[start]

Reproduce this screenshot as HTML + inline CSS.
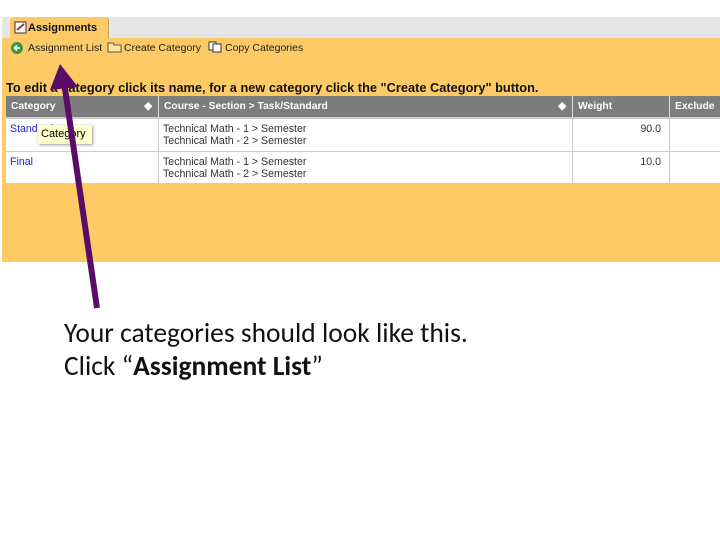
<!DOCTYPE html>
<html><head><meta charset="utf-8"><style>
body{margin:0;width:720px;height:540px;background:#fff;position:relative;overflow:hidden;font-family:"Liberation Sans",sans-serif}
.a{position:absolute}
.strip{left:2px;top:17px;width:718px;height:21px;background:#e6e6e6}
.org{left:2px;top:38px;width:718px;height:224px;background:#fdca66}
.tab{left:10px;top:17px;width:98px;height:22px;background:#fdca66;border-radius:3px 3px 0 0;border-right:1px solid #c9a050}
.tab span{position:absolute;left:18px;top:5px;font-size:11px;font-weight:bold;color:#111}
.nav{top:42px;font-size:10.5px;color:#222}
.hd{left:6px;top:96px;width:714px;height:21px;background:#7d7d7d}
.hd div,.r div{position:absolute;top:0;height:100%;box-sizing:border-box}
.hd div{color:#fff;font-size:10.3px;font-weight:bold;padding:5px 0 0 5px;border-left:1px solid #ddd}
.r{left:6px;width:714px;background:#fff;font-size:10.6px;color:#333}
.r div{border-left:1px solid #ccc;padding:4px 0 0 4px;line-height:12px}
</style></head><body>
<div class="a strip"></div>
<div class="a org"></div>
<div class="a tab"><svg class="a" style="left:4px;top:4px" width="13" height="13"><rect x="1" y="1" width="11" height="11" fill="#fff" stroke="#333"/><path d="M3 9 L10 3" stroke="#a33" stroke-width="2"/></svg><span>Assignments</span></div>
<svg class="a" style="left:11px;top:42px" width="12" height="12"><circle cx="6" cy="6" r="6" fill="#3a9a3a"/><path d="M9 6H4M6 3.5L3.5 6 6 8.5" stroke="#fff" stroke-width="1.6" fill="none"/></svg>
<div class="a nav" style="left:28px">Assignment List</div>
<svg class="a" style="left:107px;top:41px" width="15" height="12"><path d="M1 2h5l1 2h7v7H1z" fill="#fbe89a" stroke="#555"/></svg>
<div class="a nav" style="left:124px">Create Category</div>
<svg class="a" style="left:208px;top:41px" width="14" height="12"><rect x="1" y="1" width="7" height="8" fill="#fff" stroke="#333"/><rect x="5" y="3" width="8" height="8" fill="#fff" stroke="#333"/></svg>
<div class="a nav" style="left:225px">Copy Categories</div>
<div class="a" style="left:6px;top:80px;font-size:12.8px;font-weight:bold;color:#111">To edit a category click its name, for a new category click the "Create Category" button.</div>
<div class="a hd">
<div style="left:0;width:152px;border:none">Category<span style="position:absolute;right:6px;top:4px">◆</span></div>
<div style="left:152px;width:414px">Course - Section &gt; Task/Standard<span style="position:absolute;right:6px;top:4px">◆</span></div>
<div style="left:566px;width:97px">Weight</div>
<div style="left:663px;width:60px">Exclude</div>
</div>
<div class="a" style="left:6px;top:117px;width:714px;height:2px;background:#ccc"></div>
<div class="a r" style="top:119px;height:32px">
<div style="left:0;width:152px;border:none;color:#22c">Standard</div>
<div style="left:152px;width:414px;padding-top:4px">Technical Math - 1 &gt; Semester<br>Technical Math - 2 &gt; Semester</div>
<div style="left:566px;width:97px;text-align:right;padding-right:8px">90.0</div>
<div style="left:663px;width:60px"></div>
</div>
<div class="a" style="left:6px;top:151px;width:714px;height:1px;background:#ccc"></div>
<div class="a r" style="top:152px;height:31px">
<div style="left:0;width:152px;border:none;color:#22c">Final</div>
<div style="left:152px;width:414px">Technical Math - 1 &gt; Semester<br>Technical Math - 2 &gt; Semester</div>
<div style="left:566px;width:97px;text-align:right;padding-right:8px">10.0</div>
<div style="left:663px;width:60px"></div>
</div>
<div class="a" style="left:38px;top:125px;width:54px;height:19px;background:#ffffcc;box-shadow:1px 1px 3px #999;font-size:11px;padding:3px 0 0 3px;box-sizing:border-box">Category</div>
<svg class="a" style="left:0;top:0" width="720" height="540"><path d="M97 308 L64 82" stroke="#5a0d68" stroke-width="6"/><path d="M60 64 L50 90 L78 87 Z" fill="#5a0d68"/></svg>
<div class="a" style="left:64px;top:317px;font-size:27.5px;line-height:33px;color:#111;font-family:'Carlito','Liberation Sans',sans-serif">Your categories should look like this.<br>Click “<b>Assignment List</b>”</div>
</body></html>
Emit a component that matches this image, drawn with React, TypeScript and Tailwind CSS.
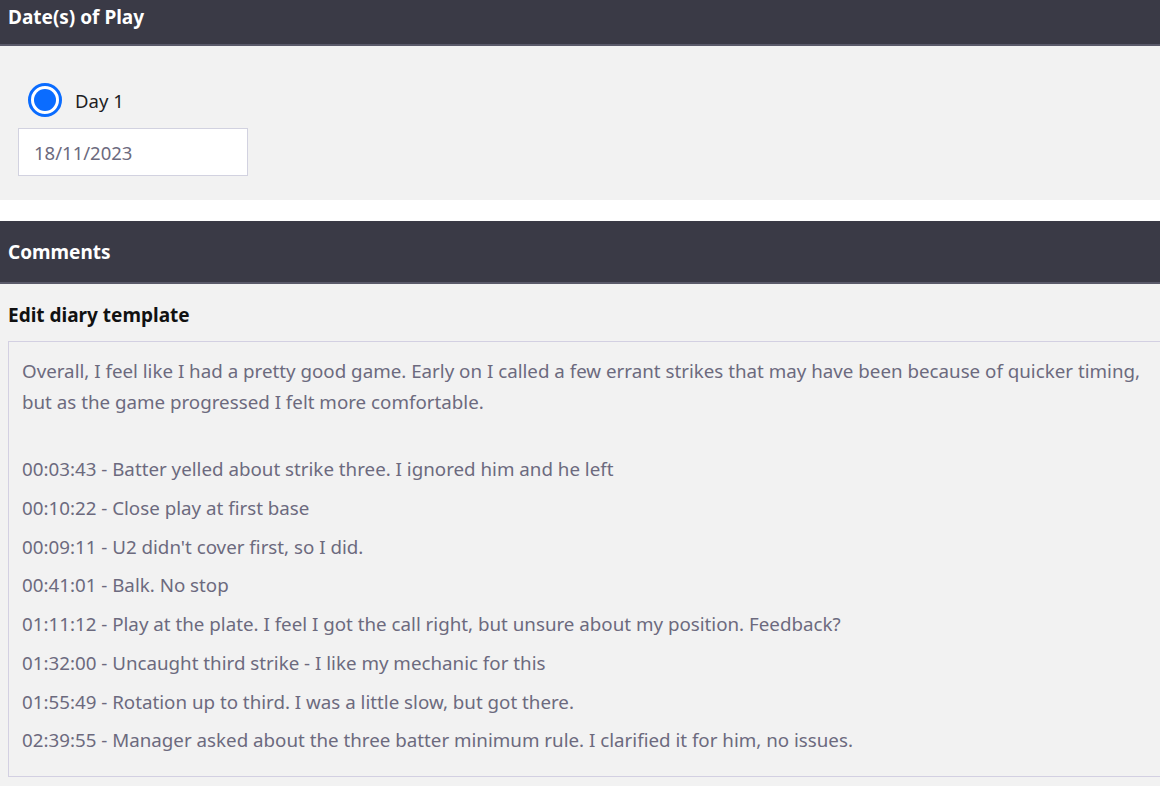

[end]

## Stated task
Repeat the data in full and exactly. Omit pictures.

## Answer to the problem
Reproduce this screenshot as HTML + inline CSS.
<!DOCTYPE html>
<html><head><meta charset="utf-8"><style>
body{margin:0;width:720px;height:540px;background:#fff;position:relative;overflow:hidden;font-family:"Liberation Sans",sans-serif}
.a{position:absolute}
.strip{left:2px;top:17px;width:718px;height:21px;background:#e6e6e6}
.org{left:2px;top:38px;width:718px;height:224px;background:#fdca66}
.tab{left:10px;top:17px;width:98px;height:22px;background:#fdca66;border-radius:3px 3px 0 0;border-right:1px solid #c9a050}
.tab span{position:absolute;left:18px;top:5px;font-size:11px;font-weight:bold;color:#111}
.nav{top:42px;font-size:10.5px;color:#222}
.hd{left:6px;top:96px;width:714px;height:21px;background:#7d7d7d}
.hd div,.r div{position:absolute;top:0;height:100%;box-sizing:border-box}
.hd div{color:#fff;font-size:10.3px;font-weight:bold;padding:5px 0 0 5px;border-left:1px solid #ddd}
.r{left:6px;width:714px;background:#fff;font-size:10.6px;color:#333}
.r div{border-left:1px solid #ccc;padding:4px 0 0 4px;line-height:12px}
</style></head><body>
<div class="a strip"></div>
<div class="a org"></div>
<div class="a tab"><svg class="a" style="left:4px;top:4px" width="13" height="13"><rect x="1" y="1" width="11" height="11" fill="#fff" stroke="#333"/><path d="M3 9 L10 3" stroke="#a33" stroke-width="2"/></svg><span>Assignments</span></div>
<svg class="a" style="left:11px;top:42px" width="12" height="12"><circle cx="6" cy="6" r="6" fill="#3a9a3a"/><path d="M9 6H4M6 3.5L3.5 6 6 8.5" stroke="#fff" stroke-width="1.6" fill="none"/></svg>
<div class="a nav" style="left:28px">Assignment List</div>
<svg class="a" style="left:107px;top:41px" width="15" height="12"><path d="M1 2h5l1 2h7v7H1z" fill="#fbe89a" stroke="#555"/></svg>
<div class="a nav" style="left:124px">Create Category</div>
<svg class="a" style="left:208px;top:41px" width="14" height="12"><rect x="1" y="1" width="7" height="8" fill="#fff" stroke="#333"/><rect x="5" y="3" width="8" height="8" fill="#fff" stroke="#333"/></svg>
<div class="a nav" style="left:225px">Copy Categories</div>
<div class="a" style="left:6px;top:80px;font-size:12.8px;font-weight:bold;color:#111">To edit a category click its name, for a new category click the "Create Category" button.</div>
<div class="a hd">
<div style="left:0;width:152px;border:none">Category<span style="position:absolute;right:6px;top:4px">◆</span></div>
<div style="left:152px;width:414px">Course - Section &gt; Task/Standard<span style="position:absolute;right:6px;top:4px">◆</span></div>
<div style="left:566px;width:97px">Weight</div>
<div style="left:663px;width:60px">Exclude</div>
</div>
<div class="a" style="left:6px;top:117px;width:714px;height:2px;background:#ccc"></div>
<div class="a r" style="top:119px;height:32px">
<div style="left:0;width:152px;border:none;color:#22c">Standard</div>
<div style="left:152px;width:414px;padding-top:4px">Technical Math - 1 &gt; Semester<br>Technical Math - 2 &gt; Semester</div>
<div style="left:566px;width:97px;text-align:right;padding-right:8px">90.0</div>
<div style="left:663px;width:60px"></div>
</div>
<div class="a" style="left:6px;top:151px;width:714px;height:1px;background:#ccc"></div>
<div class="a r" style="top:152px;height:31px">
<div style="left:0;width:152px;border:none;color:#22c">Final</div>
<div style="left:152px;width:414px">Technical Math - 1 &gt; Semester<br>Technical Math - 2 &gt; Semester</div>
<div style="left:566px;width:97px;text-align:right;padding-right:8px">10.0</div>
<div style="left:663px;width:60px"></div>
</div>
<div class="a" style="left:38px;top:125px;width:54px;height:19px;background:#ffffcc;box-shadow:1px 1px 3px #999;font-size:11px;padding:3px 0 0 3px;box-sizing:border-box">Category</div>
<svg class="a" style="left:0;top:0" width="720" height="540"><path d="M97 308 L64 82" stroke="#5a0d68" stroke-width="6"/><path d="M60 64 L50 90 L78 87 Z" fill="#5a0d68"/></svg>
<div class="a" style="left:64px;top:317px;font-size:27.5px;line-height:33px;color:#111;font-family:'Carlito','Liberation Sans',sans-serif">Your categories should look like this.<br>Click “<b>Assignment List</b>”</div>
</body></html>
Emit a component that matches this image, drawn with React, TypeScript and Tailwind CSS.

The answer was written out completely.